On Thursday, Jul 31, 2003, at 15:46 US/Eastern, Norman Walsh wrote:
>
> / Tim Berners-Lee <timbl@w3.org> was heard to say:
> | As a web user. when I quote you
> | http://www.galegroup.com/free_resources/poets/poems/kublakhan.htm
> | What do I expect of this URI when I dereference it?
> |
> | 1. - That it is always something *about* stately pleasure domes?
> | 2. - That it is always the poem "Khubla Khan"?
> | 3. - That it is always a poem "Khubla Khan", as published in the
> | Thompson/Gale collection?
> | 4. - That it is always a particular set of bits?
> |
> | The answer is  2 or 3.  That is what we expect to be invariant for 
> the
> | URI.
> | That is the basis on which I make hypertext links.
> | That is the basis upon which URIs are used.
> |
> | That is why we say the URI identifies or denotes the poem.
>
> Right, so I might say that it is the URI for the poem Khubla Khan, by
> which I mean the poem as an abstraction, not the document that
> contains the poem.

Well, think: which do you actually expect to get representations of?  
(3).
3.  "Khubla Khan"  as published on that website.  People will bicker 
over words, but the "document" may be the word you are looking for 
here. "Contains"?  This particular one is a free, advertising sponsored 
publication by a particular group.   The URI does not identify "Khubla 
Khan" the poem in the total abstract, as in fact there is more 
consistency here than it being that poem. And more (extraneous to you, 
important to the,) information.  Theer are other differences - te web 
site owner has some IPR in that page, but Coleridge is the only one who 
owns IPR in the first.

> Does that square with your thinking on httpRange-14?

Yes, if it is (3).

> | I think that the word "representation"might have been historically
> | unfortunate as it suggests "portrayal" (or a subject) rather than
> | expression (of a message).
>
>   Expression:
>
>   1 a : an act, process, or instance of representing in a medium (as 
> words)
>      : UTTERANCE <freedom of expression> b (1) : something that 
> manifests,
>      embodies, or symbolizes something else
>
> I'm not sure "expression" is going to help much if we're looking for
> English language definitions that capture the distinction you're
> looking for because in discourse we are quite able to use the symbols
> without confusion.

Indeed, english does not come with words for the whole web architecture.
We will have to do that spec-writing thing and nail down some local 
meanings
for the purposes of the arch doc.

> I don't see why I can't say that http://norman.walsh.name/ symbolizes
> me (I grant that it may not be the best choice of identifiers given
> the ambiguity it introduces, but I can still do it.)

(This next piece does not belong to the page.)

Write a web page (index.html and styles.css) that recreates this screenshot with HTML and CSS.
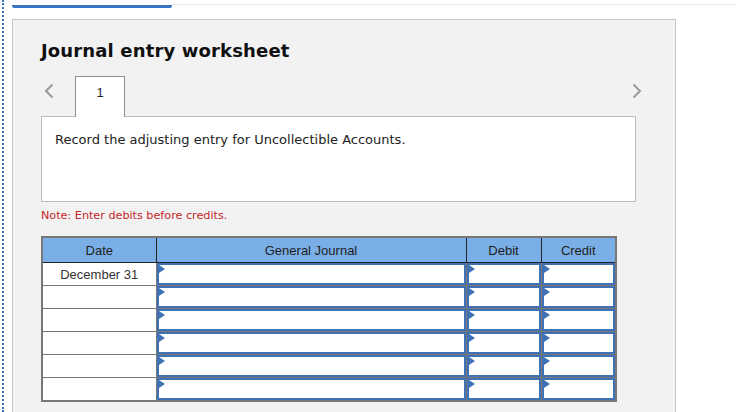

This is called Indirect identification. It is normal, everyone does it.
One does not have to be ashamed of it.

You go one to describe how human beings tend to use terms loosely.
We can't let that guide us in nailing down some crisp terms for the 
arch doc.

[...]
> No matter what we say, some people will want to use identifiers that
> way. The longer we talk about this, the more convinced I become that
> the most we can possibly do is to explain why this might be a problem
> and encourage people to avoid it unless they have good reason.

We are not trying to control how people talk to each other
at the bus stop.  We are trying to get engineers to write programs
which interoperate. These are technical specs.


> On the topic of good reasons, I was talking to Dan Brickley this
> morning and he pointed out that WordNet[1] uses "/" instead of "#" in
> identifiers. That's a case where I think the use of "/" is entirely
> justified. It means that I can assign the WordNet URI to the "wn" 
> prefix
> and refer to wn:City, wn:State, wn:Person, etc.

That you can do if it used the hash too.

> If I used "#" instead of "/" it would be practically impossible to get
> the RDF that described each word (it would mean downloading the
> *entire* Word Net database as a single document and extracting the
> relevant bit). Technically better, perhaps, but practically impossible
> given the size of Word Net.

I would suggest for this corner case downloading a file which
gives instructions in some rule language as to where to find
the word in question.

I wonder what Cyc does.

Other good things to do include responding with something which says
that the is a service available for querying for things of this form.

I would note that word net is a set of words but does not see, to be a
RDF ontology like cyc.  It is more a set of english words.
I agree it is nice to have URIs for them, though.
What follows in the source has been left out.